Willits demonstrated dramatic improvements in shading efficiency. This was related to cooling the greenhouses while reducing useful light by lowering shade cloth temperature by sprinkling with water or by other means. More recently, he continued the research with reflective, white and aluminum exterior shade cloths that had a lower effective temperature, which was driving absorbed heat into the greenhouse.
Willits found that by replacing a 60 percent black knitted shade with a reflective shade cloth reduced the mean air temperature by 24 percent and the enthalpy or energy gain by 35 percent. For a situation with no plants, air temperature rise is directly related to the energy gain.
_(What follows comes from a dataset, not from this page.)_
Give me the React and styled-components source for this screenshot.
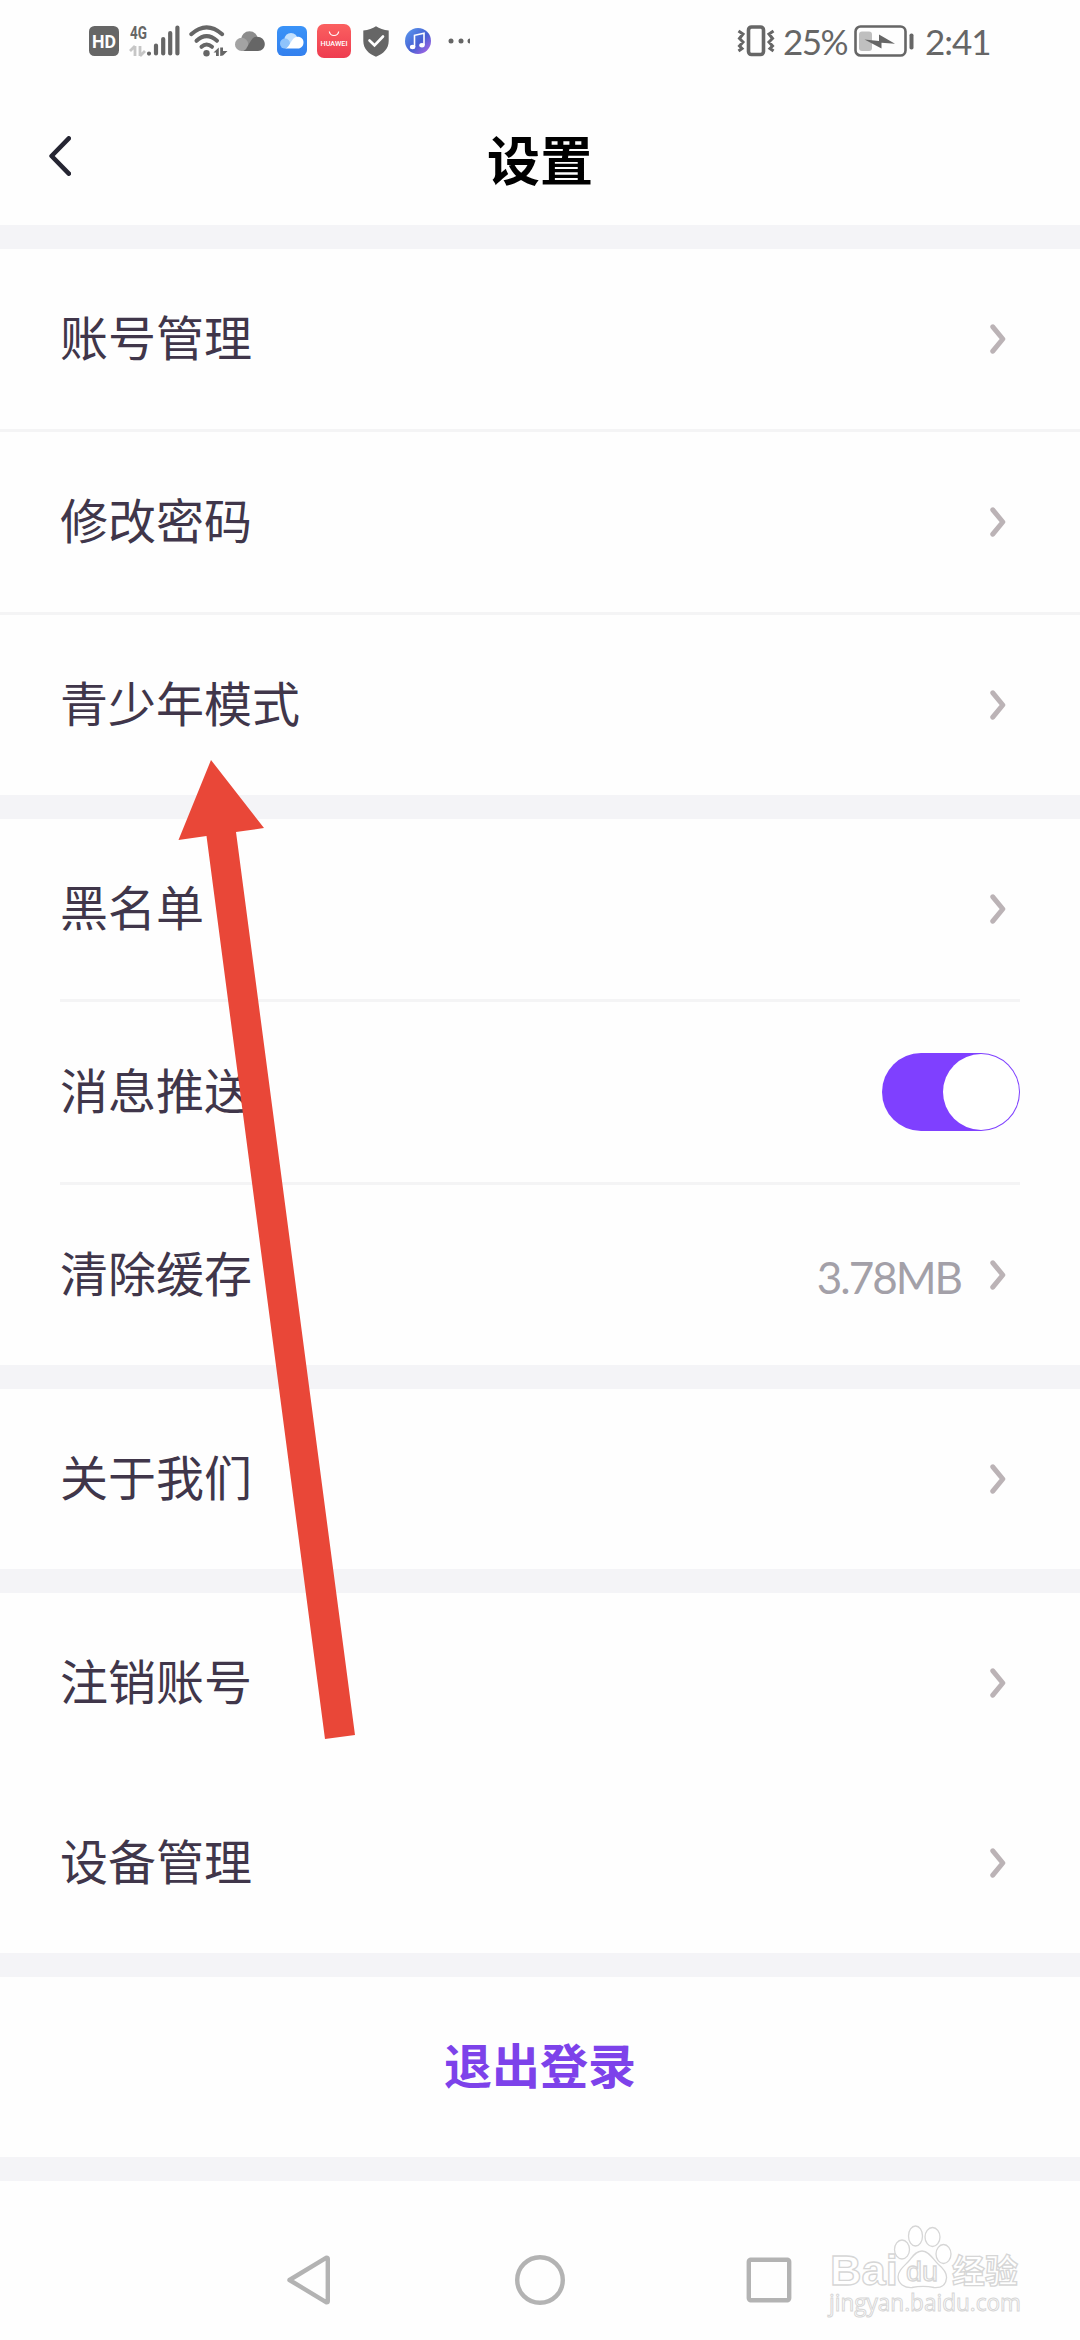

With plants, total energy gain must take into account the latent energy of plant transpiration. The consequence of reducing energy gain more than temperature rise is lower leaf temperatures. This also means that less water is being consumed via evaporation and transpiration in the greenhouse.
Temperature is an indicator of the climate quality for crop and worker comfort. However, it is commonly estimated that half of the heat entering the greenhouse is raising the temperature (an indicator of sensible heat), and the other half is attributed to evaporating water (latent heat), from free water surfaces and leaves. Irrigation events, especially if performed by hand, are reduced when shading is deployed. Provided that the daily light integral is satisfactory to produce a quality crop, shading during hours of high radiation offers both cooling and water savings.